*AIM*
Gather up every line that includes the string "components".

*MATERIAL PROVIDED*

------------------------

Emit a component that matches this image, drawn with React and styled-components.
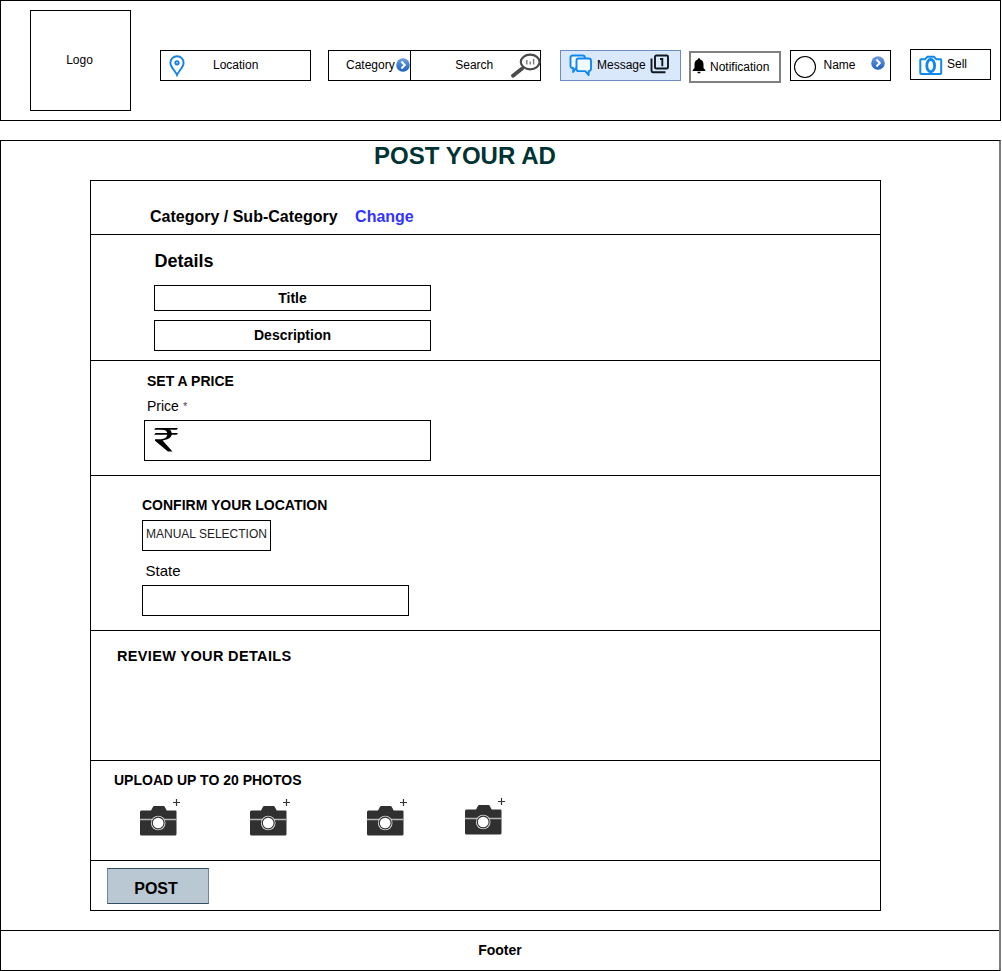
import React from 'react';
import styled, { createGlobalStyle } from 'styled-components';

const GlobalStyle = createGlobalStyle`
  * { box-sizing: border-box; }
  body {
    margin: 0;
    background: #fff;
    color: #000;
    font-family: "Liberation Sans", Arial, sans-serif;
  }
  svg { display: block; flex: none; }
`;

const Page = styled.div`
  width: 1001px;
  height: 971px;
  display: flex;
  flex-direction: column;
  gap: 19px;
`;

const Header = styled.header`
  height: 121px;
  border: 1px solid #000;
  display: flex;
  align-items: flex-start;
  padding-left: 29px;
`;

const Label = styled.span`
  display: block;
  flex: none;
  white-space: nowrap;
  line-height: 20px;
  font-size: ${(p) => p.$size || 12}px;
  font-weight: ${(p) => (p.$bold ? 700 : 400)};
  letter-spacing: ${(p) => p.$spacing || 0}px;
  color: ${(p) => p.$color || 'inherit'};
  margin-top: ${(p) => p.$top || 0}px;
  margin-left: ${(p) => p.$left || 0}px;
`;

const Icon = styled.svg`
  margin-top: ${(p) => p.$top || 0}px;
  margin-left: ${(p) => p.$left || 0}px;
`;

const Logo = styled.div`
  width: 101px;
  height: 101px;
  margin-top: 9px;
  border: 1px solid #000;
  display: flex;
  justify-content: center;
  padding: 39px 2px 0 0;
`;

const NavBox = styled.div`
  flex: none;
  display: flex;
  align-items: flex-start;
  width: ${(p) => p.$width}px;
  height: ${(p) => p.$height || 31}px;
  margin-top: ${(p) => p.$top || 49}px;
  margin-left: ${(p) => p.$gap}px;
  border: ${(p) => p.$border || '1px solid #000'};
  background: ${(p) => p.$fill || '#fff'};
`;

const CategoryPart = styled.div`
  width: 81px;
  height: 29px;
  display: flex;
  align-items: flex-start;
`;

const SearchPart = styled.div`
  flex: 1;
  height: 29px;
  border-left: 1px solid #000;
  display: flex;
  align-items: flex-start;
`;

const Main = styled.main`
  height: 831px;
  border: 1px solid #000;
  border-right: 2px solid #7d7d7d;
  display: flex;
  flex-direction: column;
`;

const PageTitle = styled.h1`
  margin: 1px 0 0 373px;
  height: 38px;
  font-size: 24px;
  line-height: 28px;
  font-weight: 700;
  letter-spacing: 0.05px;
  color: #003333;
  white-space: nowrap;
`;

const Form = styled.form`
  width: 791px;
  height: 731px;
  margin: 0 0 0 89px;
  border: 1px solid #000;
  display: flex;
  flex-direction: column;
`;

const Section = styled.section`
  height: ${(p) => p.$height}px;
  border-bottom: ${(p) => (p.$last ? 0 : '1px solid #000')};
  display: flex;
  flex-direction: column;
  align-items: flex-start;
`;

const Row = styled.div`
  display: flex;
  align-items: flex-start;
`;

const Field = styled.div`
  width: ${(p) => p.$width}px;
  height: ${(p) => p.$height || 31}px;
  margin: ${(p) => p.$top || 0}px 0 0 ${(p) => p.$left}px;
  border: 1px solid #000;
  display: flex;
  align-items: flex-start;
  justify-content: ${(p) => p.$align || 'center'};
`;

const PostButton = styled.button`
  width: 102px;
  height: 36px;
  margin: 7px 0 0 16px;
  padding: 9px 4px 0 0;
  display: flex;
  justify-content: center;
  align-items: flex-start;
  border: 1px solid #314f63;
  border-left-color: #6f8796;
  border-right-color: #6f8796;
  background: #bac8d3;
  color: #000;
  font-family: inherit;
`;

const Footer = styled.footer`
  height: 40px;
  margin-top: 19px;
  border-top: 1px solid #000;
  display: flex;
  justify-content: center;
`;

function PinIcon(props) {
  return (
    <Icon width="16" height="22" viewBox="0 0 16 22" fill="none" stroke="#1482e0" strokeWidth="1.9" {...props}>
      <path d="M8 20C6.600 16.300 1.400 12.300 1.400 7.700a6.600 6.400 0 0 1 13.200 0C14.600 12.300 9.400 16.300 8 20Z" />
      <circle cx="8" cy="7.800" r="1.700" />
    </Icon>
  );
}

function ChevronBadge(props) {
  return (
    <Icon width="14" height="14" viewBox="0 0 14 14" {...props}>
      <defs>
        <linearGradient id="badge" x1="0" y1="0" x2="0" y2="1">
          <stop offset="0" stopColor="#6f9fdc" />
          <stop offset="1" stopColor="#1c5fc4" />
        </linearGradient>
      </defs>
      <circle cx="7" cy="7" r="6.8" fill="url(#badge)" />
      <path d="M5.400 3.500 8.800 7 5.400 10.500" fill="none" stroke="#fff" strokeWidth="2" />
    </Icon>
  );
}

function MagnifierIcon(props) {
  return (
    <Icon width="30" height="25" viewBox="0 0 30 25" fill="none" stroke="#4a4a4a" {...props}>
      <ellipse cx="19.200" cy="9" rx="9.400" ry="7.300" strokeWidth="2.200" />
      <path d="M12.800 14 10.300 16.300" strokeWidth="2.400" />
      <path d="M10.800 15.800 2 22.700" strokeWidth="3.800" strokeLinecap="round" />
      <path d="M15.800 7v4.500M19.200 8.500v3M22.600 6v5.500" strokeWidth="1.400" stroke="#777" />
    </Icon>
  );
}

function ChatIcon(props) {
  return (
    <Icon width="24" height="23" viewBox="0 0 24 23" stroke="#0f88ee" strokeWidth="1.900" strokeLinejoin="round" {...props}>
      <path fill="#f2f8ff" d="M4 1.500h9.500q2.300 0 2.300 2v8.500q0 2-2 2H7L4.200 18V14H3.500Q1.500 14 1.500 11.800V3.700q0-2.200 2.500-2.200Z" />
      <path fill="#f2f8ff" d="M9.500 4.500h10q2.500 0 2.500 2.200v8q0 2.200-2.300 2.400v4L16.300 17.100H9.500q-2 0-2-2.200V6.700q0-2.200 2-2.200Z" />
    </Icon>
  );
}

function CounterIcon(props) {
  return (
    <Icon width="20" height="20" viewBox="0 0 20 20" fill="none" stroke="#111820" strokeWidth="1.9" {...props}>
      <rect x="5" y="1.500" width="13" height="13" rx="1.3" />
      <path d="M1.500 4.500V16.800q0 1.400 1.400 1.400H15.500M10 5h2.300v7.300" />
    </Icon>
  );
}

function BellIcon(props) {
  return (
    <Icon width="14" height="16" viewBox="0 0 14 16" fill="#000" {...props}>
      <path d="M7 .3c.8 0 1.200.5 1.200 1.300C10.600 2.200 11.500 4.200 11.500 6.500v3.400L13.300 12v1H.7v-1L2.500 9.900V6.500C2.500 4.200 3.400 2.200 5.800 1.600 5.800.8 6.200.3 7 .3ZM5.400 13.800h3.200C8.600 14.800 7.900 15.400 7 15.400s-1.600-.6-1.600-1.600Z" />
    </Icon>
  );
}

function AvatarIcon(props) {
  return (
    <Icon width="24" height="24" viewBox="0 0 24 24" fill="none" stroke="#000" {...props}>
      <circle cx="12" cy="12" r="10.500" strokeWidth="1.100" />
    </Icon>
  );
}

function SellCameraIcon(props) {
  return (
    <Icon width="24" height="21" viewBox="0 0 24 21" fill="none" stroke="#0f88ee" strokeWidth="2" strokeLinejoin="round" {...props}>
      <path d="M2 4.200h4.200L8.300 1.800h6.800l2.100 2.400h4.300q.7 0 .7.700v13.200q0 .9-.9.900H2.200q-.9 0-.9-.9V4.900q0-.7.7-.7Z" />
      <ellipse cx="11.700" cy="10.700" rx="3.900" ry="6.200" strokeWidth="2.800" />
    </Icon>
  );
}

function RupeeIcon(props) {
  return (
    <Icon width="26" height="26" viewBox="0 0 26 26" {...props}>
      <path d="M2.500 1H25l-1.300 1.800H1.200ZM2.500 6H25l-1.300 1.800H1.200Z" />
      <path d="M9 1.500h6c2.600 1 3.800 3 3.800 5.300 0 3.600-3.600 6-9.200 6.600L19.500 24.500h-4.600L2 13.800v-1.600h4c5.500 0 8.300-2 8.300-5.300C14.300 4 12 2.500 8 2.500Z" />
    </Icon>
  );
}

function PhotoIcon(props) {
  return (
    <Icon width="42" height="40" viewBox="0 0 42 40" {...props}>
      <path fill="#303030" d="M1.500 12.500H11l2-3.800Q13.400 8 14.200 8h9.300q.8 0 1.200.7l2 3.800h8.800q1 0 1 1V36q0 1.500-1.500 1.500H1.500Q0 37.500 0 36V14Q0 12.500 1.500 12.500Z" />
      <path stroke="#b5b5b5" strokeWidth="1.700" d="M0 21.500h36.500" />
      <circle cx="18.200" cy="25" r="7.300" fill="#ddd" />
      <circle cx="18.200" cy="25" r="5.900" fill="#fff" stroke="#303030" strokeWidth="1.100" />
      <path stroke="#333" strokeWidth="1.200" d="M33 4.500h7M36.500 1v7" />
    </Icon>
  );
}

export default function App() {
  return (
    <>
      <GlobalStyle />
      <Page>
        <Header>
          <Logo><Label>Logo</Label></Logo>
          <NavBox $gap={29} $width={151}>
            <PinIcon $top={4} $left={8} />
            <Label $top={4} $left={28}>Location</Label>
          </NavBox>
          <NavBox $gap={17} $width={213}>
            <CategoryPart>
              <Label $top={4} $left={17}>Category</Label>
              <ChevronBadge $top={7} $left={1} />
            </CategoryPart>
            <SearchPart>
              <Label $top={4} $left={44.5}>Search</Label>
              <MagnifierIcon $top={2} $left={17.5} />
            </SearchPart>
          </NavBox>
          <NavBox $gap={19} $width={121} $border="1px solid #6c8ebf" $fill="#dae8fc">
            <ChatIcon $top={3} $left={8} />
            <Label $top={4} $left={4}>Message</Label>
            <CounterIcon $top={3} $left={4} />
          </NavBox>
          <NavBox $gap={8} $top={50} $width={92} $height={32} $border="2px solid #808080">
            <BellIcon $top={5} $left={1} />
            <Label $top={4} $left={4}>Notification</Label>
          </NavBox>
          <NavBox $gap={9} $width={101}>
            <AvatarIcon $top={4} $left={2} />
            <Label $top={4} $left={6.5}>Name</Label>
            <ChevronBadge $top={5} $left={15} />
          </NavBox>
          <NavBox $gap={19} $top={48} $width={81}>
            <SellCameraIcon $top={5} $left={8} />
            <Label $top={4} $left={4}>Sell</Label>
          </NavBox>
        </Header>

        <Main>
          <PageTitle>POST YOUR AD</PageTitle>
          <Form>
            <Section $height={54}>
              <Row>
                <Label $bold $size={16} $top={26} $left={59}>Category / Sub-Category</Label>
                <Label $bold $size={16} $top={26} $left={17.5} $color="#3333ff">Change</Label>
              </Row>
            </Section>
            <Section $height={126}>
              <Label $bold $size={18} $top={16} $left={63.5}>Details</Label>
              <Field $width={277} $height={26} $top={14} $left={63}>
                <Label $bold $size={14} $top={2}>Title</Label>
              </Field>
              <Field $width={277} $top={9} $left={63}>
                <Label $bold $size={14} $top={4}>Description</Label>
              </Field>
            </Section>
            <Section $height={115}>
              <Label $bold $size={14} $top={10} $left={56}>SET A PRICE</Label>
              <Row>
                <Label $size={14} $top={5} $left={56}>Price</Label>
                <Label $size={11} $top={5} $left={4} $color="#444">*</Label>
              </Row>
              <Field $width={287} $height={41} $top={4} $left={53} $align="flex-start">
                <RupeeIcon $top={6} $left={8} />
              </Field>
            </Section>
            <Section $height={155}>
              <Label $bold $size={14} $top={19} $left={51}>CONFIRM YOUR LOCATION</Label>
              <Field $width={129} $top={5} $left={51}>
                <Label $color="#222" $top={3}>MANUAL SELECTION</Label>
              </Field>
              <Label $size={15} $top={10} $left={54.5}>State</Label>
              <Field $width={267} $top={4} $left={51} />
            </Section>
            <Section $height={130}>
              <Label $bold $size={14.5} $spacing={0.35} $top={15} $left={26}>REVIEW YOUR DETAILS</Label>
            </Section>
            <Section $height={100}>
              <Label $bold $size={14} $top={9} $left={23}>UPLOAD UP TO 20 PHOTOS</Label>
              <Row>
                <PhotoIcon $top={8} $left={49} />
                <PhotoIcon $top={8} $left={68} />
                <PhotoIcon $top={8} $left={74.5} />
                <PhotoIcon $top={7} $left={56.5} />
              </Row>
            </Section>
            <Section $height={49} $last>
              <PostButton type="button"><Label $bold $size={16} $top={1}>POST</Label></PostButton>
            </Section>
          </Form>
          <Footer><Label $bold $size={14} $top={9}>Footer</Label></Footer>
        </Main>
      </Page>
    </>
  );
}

------------------------

*FINISHED EXERCISE*
Emit a component that matches this image, drawn with React and styled-components.
import styled, { createGlobalStyle } from 'styled-components';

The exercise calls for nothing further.